Review

Ruins

Marea / Tied

Music From Memory • 2019

Direkt aus der Galerie in die Boxen – mit über 35 Jahren Verspätung. Zumindest für die meisten Hörer. Denn das Album »Marea/Tide« von Ruins erschien bereits Anfang der 1980er Jahre. Allerdings dürften sowohl die Platte als auch die Band den meisten Menschen nichts sagen. Was nicht dramatisch ist. Denn Piergiuseppe Ciranna und Alessandro Pizzin machen keine Musik für die Massen. Vielmehr, es lässt sich nicht anders bezeichnen, eben Kunststudentenkacke.
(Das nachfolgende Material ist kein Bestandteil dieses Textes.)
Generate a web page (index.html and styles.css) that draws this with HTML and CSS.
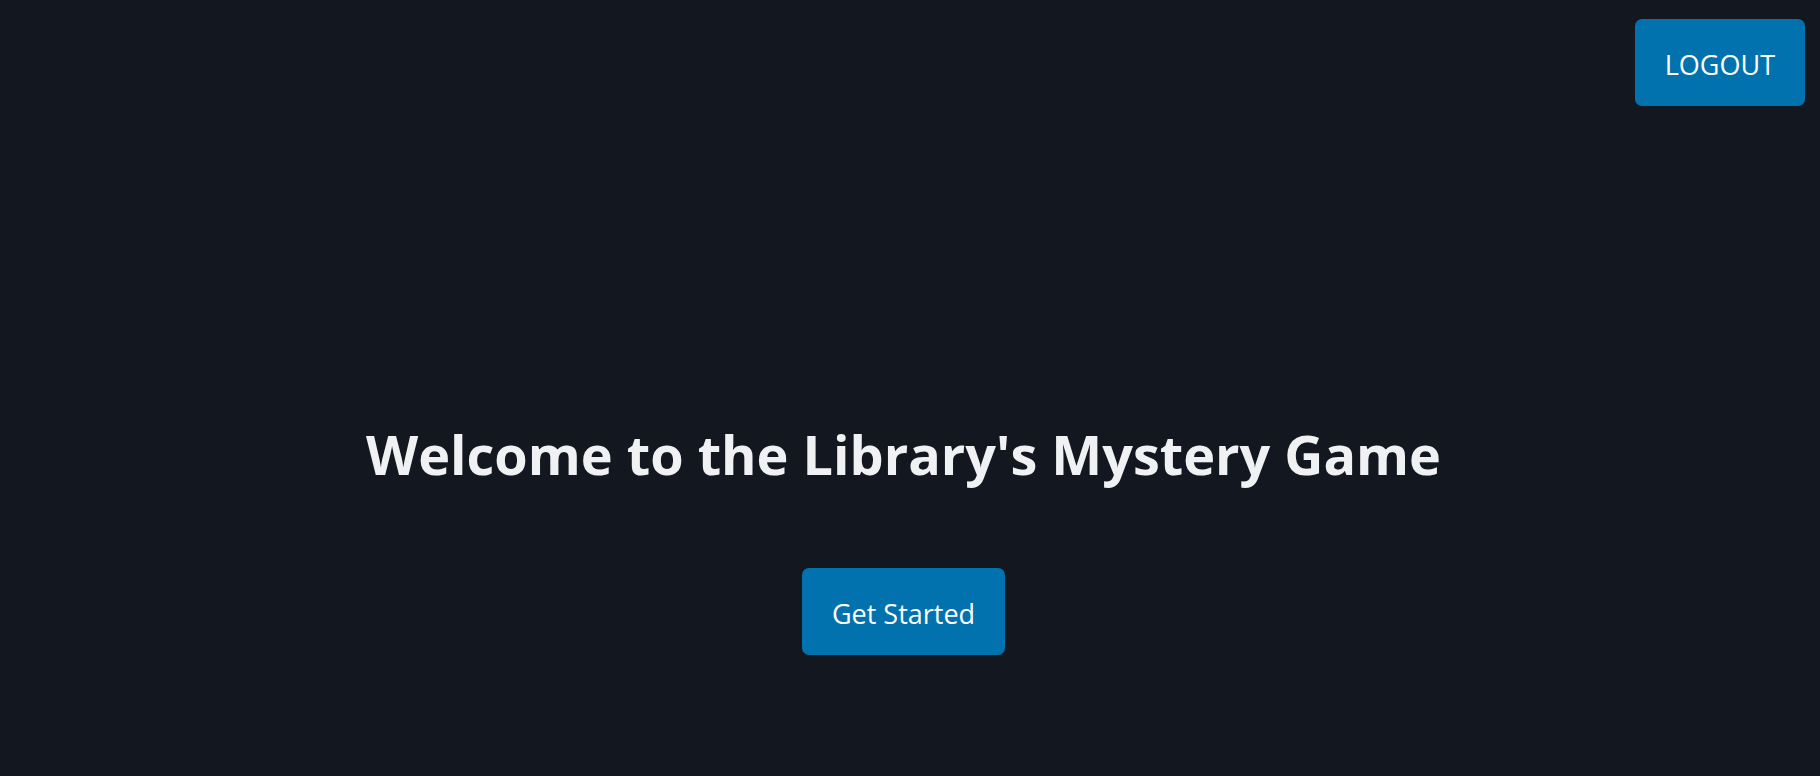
FILE: index.html
```html
<!DOCTYPE html>
<html lang="en">
<head>
<meta charset="utf-8">
<title>Library's Mystery Game</title>
<link rel="stylesheet" href="styles.css">
</head>
<body class="page">
<header class="topbar"><button class="button" type="button">LOGOUT</button></header>
<main class="welcome">
<h1 class="title">Welcome to the Library's Mystery Game</h1>
<button class="button" type="button">Get Started</button>
</main>
</body>
</html>
```
FILE: styles.css
```css
* { box-sizing: border-box; }
.page {
  margin: 0;
  min-height: 100vh;
  background: #13171f;
  font-family: "Segoe UI", "Open Sans", "Noto Sans", sans-serif;
  display: flex;
  flex-direction: column;
}
.topbar {
  display: flex;
  justify-content: flex-end;
  padding: 19px 15px 0 0;
}
.welcome {
  flex: 1;
  display: flex;
  flex-direction: column;
  align-items: center;
  justify-content: flex-end;
  gap: 72px;
  padding: 0 28px 121px 15px;
}
.title {
  margin: 0;
  color: #f0f1f3;
  font-size: 54px;
  line-height: 84px;
  font-weight: 700;
  text-align: center;
}
.button {
  border: 0;
  border-radius: 7px;
  padding: 23px 30px 19px;
  background: #0172ad;
  color: #fff;
  font-family: inherit;
  font-size: 27px;
  line-height: 45px;
  cursor: pointer;
}
```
Synthesizer, Ambient, Drone und so weiter und so fort. Gemeinsam mit dem Künstler Luigi Viola arbeiteten Ciranna und Pizzin an diesem Album, das dann mit 600 Kopien auf den Markt kam. Allerdings über Streitigkeiten und andere unglückliche Umstände geriet »Marea/Tide« fast vollständig in Vergessenheit. Bis eben jetzt. Wobei die große Frage ist: Klingt dieses Album einfach im 21. Jahrhundert immer noch sehr frisch und unverbraucht? Oder hat sich einfach seit Anfang der Achtziger in dem Genre experimenteller Musik nicht mehr viel getan? »The Love We‘ve Shared« reiht sich problemlos in die Stücke des Genres aus der heutigen Zeit ein. In »Petit Portrait« mogelt sich eine kleine Melodie an einem Drum-Computer vorbei, wobei das alles sehr karg und minimalistisch daherkommt. Die Platte entstand eben im Austausch mit dem Künstler Luigi Viola, sie ist der Soundtrack zu Ausstellungen mit seinen Werken gewesen. Daher fehlt natürlich in der heutigen Rezeption etwas. Es lässt sich dabei aber nicht einmal sagen, ob es ein essentieller Teil dieses Albums ist. Was ein Kompliment ist. Denn immerhin bringt »Marea/Tide« genug Eigenständigkeit mit, sodass diese Frage aufkommt. Damit dient dieses Album von Ruins nicht nur als historisches Stückwerk, sondern eben auch als kleiner Genuss für Kenner des Genres.